Chen, Cong, Chai, Zhuang, Shen, Weijun, Li, Weizhong
Industrial & engineering chemistry process design and development 2018 v.57 no.1 pp. 371-379
aquifers, carbon dioxide, carbon sequestration, contact angle, greenhouse gas emissions, hydrogen sulfide, methane, molecular dynamics, process design, silica, surface tension, wettability
In recent years, the reduction of CO₂ emissions has become a joint effort throughout the world, and carbon capture and sequestration (CCS) is an effective approach to solving the problem of CO₂ emissions.
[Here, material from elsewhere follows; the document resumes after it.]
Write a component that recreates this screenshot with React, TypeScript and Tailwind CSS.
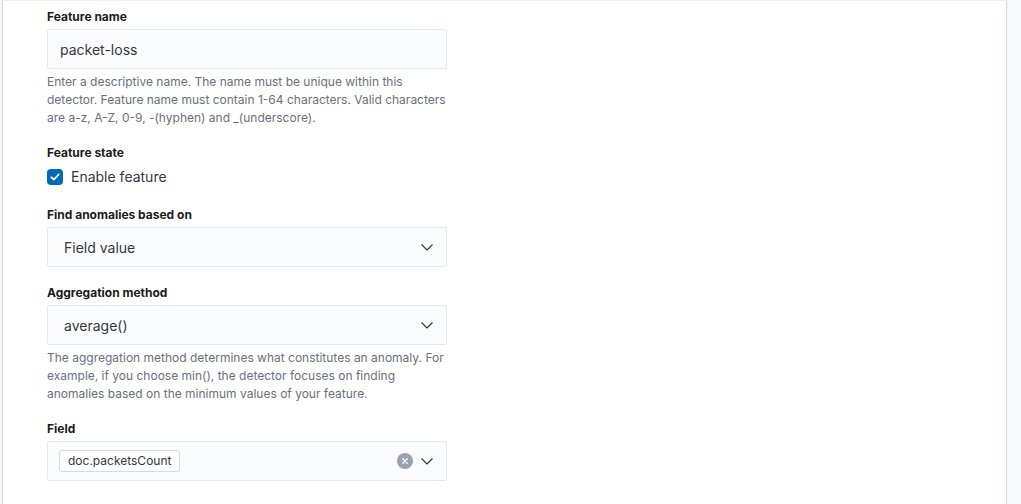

In the present study, the effects of adding CH₄, Ar, and H₂S to CO₂ on the interfacial tension (IFT) and wettability (contact angle, CA) of the CO₂/water/silica system have been investigated using molecular dynamics simulation methods at 20 MPa and 318 K when the molar concentration of impurity gas was fixed at 20%. For the conditions studied, (1) CH₄ has no significant effect; (2) Ar leads to a higher IFT, a larger CA on silica surfaces with a high hydroxyl density, and a smaller CA on silica surfaces with a low hydroxyl density; and (3) H₂S causes a decrease of the IFT and an increase of the CA. Capillary pressure and gas storage capacity were predicted using IFT and CA data, and the variation of IFT and CA were explained based on density profiles normal to the gas/water and gas/silica interfaces. These findings might be helpful for better understanding the effects of impurities on CCS.